In The Poisonwood Bible, the author Barbara Kingsolver uses language to develop each character in the novel. She uses literary devices, tone, and word choice to reach a deeper level in the text that makes the reader feel as though it were real to them. Her word choice is specific to each character which lets the reader read “between the lines” to come to know each character on a more personal level. In the case of Orleanna specifically, the language used allows the reader to feel the feelings of Orleanna and relive the experience as it is relived in the story.
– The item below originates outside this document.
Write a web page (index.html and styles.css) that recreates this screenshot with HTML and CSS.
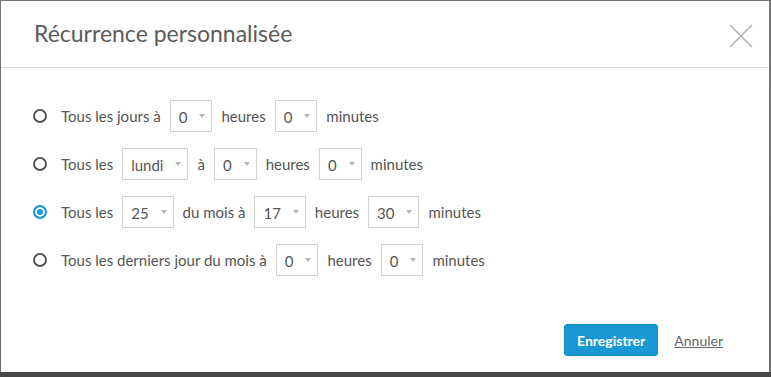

Starting from the very first section of the book, Kingsolver introduces the first of the five narrators, Orleanna Price. Immediately, the reader is informed that this is being told from a later time. Kingsolver creates this scene of the mother and her daughters in the woods as Orleanna speaks to the reader about the life she lost control of. She is speaking in sorrow and as though she feels guilty about the life she gave her children. At this point, Kingsolver begins to make it clear that Orleanna has lost one of her children, and she is speaking to them personally. Orleanna speaks of Africa in a bitter tone as the “place that is as familiar to her as a living room in the house of a life she never bargained for” (6). She is frustrated, defeated and feels as though she “washed up in the riptide of [her] husband’s confidence and [her] children’s needs” (8). These words so poetically written, invoke these sorrowful feelings and guilt for how her life has ended up.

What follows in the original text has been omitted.